Hi Ross, thanks for reading the article and for your question! That is a good problem to have. I think both the Sony E 70-350mm or the Sigma 100-400mm would make great additions to your kit as they will give you better image quality and better reach than the Sony E 55-210mm kit lens. As for which one to choose, I think that will come down to preference. Here are some questions I could think of that might help your decision.

  • #1. If you want the most reach possible, then the Sigma is the better choice. However, if you need more flexibility with the wider focal lengths (closer to the 70mm range), the Sony might be the better choice. I say this because, with the a6000 1.5x crop factor, the Sigma lens is essentially a 150mm-600mm, which might not be wide enough depending on the situations you find yourself in.
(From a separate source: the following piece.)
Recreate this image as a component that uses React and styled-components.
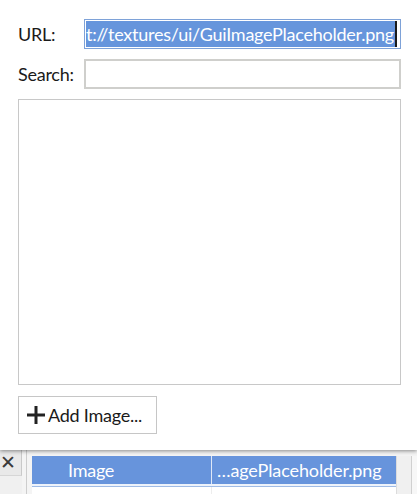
import React from "react";
import styled, { createGlobalStyle } from "styled-components";

const Global = createGlobalStyle`
  html, body { margin: 0; padding: 0; }
  body {
    background: #f0f0f0;
    font-family: "Lato", "Noto Sans", sans-serif;
    overflow: hidden;
  }
`;

const Page = styled.div`
  width: 417px;
  height: 494px;
  display: flex;
  flex-direction: column;
  overflow: hidden;
  position: relative;
`;

const Popup = styled.div`
  position: relative;
  z-index: 2;
  height: 450px;
  box-sizing: border-box;
  background: #ffffff;
  padding: 19px 16px 16px 18px;
  display: flex;
  flex-direction: column;
  box-shadow: 0 1px 4px rgba(0, 0, 0, 0.45);
`;

const FieldRow = styled.div`
  display: grid;
  grid-template-columns: 66px 1fr;
  align-items: center;
  height: 30px;
  margin-bottom: ${(p) => p.$gap || 0}px;
`;

const Label = styled.span`
  font-size: 18px;
  color: #1a1a1a;
  letter-spacing: -0.25px;
`;

const Input = styled.div`
  height: 30px;
  box-sizing: border-box;
  border: ${(p) => (p.$focused ? "1px solid #7ea2d8" : "2px solid #cfcfcc")};
  background: #fff;
  display: flex;
  align-items: center;
  padding-left: ${(p) => (p.$focused ? 1 : 2)}px;
  overflow: hidden;
  white-space: nowrap;
`;

const Selected = styled.span`
  background: #6695dc;
  color: #fff;
  font-size: 18px;
  letter-spacing: -0.25px;
  line-height: 26px;
  height: 26px;
  padding-right: 1px;
  border-right: 2px solid #1b1b1b;
`;

const ListBox = styled.div`
  margin-top: 10px;
  height: 286px;
  box-sizing: border-box;
  border: 1px solid #c8c8c8;
  background: #fff;
`;

const Button = styled.button`
  margin-top: 11px;
  width: 139px;
  height: 38px;
  box-sizing: border-box;
  border: 1px solid #c6c6c6;
  background: #fff;
  display: flex;
  align-items: center;
  gap: 3px;
  padding: 0 0 0 8px;
  font-family: "Lato", "Noto Sans", sans-serif;
  font-size: 18px;
  letter-spacing: -0.25px;
  color: #1a1a1a;
`;

const Behind = styled.div`
  flex: 1;
  display: flex;
  background: #f0f0f0;
`;

const CloseTab = styled.div`
  width: 22px;
  height: 26px;
  box-sizing: border-box;
  background: #e9e9e9;
  border-right: 1px solid #c9c9c9;
  border-bottom: 1px solid #d6d6d6;
  display: flex;
  align-items: center;
  justify-content: flex-start;
  font-family: "DejaVu Sans", sans-serif;
  font-size: 19px;
  line-height: 1;
  color: #3a3a3a;
  padding-left: 0;
  overflow: hidden;
`;

const Gutter = styled.div`
  width: 4px;
  border-right: 1px solid #cdcdcd;
  background: #f4f4f4;
`;

const TableArea = styled.div`
  flex: 1;
  display: flex;
  background: #f4f4f4;
  padding-top: 6px;
  padding-left: 5px;
`;

const Table = styled.div`
  width: 364px;
  display: flex;
  flex-direction: column;
  background: #fff;
`;

const HeaderRow = styled.div`
  display: grid;
  grid-template-columns: 179px 1fr;
  height: 28px;
  background: #6794dc;
  border-bottom: 2px solid #eef3fb;
`;

const Cell = styled.div`
  display: flex;
  align-items: center;
  color: #fff;
  font-size: 18px;
  letter-spacing: ${(p) => (p.$tight ? "-0.1px" : "-0.25px")};
  padding-left: ${(p) => p.$pl || 0}px;
  border-left: ${(p) => (p.$divider ? "1px solid #dfe8f7" : "none")};
  white-space: nowrap;
  overflow: hidden;
`;

const BodyRow = styled.div`
  display: grid;
  grid-template-columns: 179px 1fr;
  flex: 1;
  border-top: 1px solid #9fbbe6;
`;

const BodyCell = styled.div`
  border-left: ${(p) => (p.$divider ? "1px solid #ededed" : "none")};
`;

const RightScroll = styled.div`
  width: 14px;
  border-left: 1px solid #dcdcdc;
  border-right: 1px solid #d0d0d0;
  background: #f0f0f0;
`;

const RightEdge = styled.div`
  flex: 1;
  background: #f7f7f7;
`;

const PlusIcon = () => (
  <svg width="18" height="18" viewBox="0 0 18 18">
    <rect x="0" y="7.5" width="18" height="3" fill="#222" />
    <rect x="7.5" y="0" width="3" height="18" fill="#222" />
  </svg>
);

export default function App() {
  return (
    <>
      <Global />
      <Page>
        <Popup>
          <FieldRow $gap={10}>
            <Label>URL:</Label>
            <Input $focused>
              <Selected>t://textures/ui/GuiImagePlaceholder.png</Selected>
            </Input>
          </FieldRow>
          <FieldRow>
            <Label>Search:</Label>
            <Input />
          </FieldRow>
          <ListBox />
          <Button>
            <PlusIcon />
            Add Image...
          </Button>
        </Popup>
        <Behind>
          <CloseTab>✕</CloseTab>
          <Gutter />
          <TableArea>
            <Table>
              <HeaderRow>
                <Cell $pl={36}>Image</Cell>
                <Cell $pl={5} $tight $divider>…agePlaceholder.png</Cell>
              </HeaderRow>
              <BodyRow>
                <BodyCell />
                <BodyCell $divider />
              </BodyRow>
            </Table>
            <RightScroll />
            <RightEdge />
          </TableArea>
        </Behind>
      </Page>
    </>
  );
}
  • #2. If you want a smaller, lighter, and more compact lens, the Sony might be the better choice as it’s an APSC lens vs a full-frame lens. After doing a quick comparison, it looks like the Sigma lens is about 1lb heavier than the Sony lens and about 2″ longer when the lenses are retracted.
  • #3. This point might not apply, but if you’re thinking about upgrading to a full-frame Sony camera in the near future, then it might be more convenient to get the full-frame lens now.

Lastly, I agree it’s slightly disappointing the speed of these lenses isn’t faster, but I think it’s what’s expected at this price point. I hope this info helps and let me know what you end up deciding to do! If you have more questions, just let me know too.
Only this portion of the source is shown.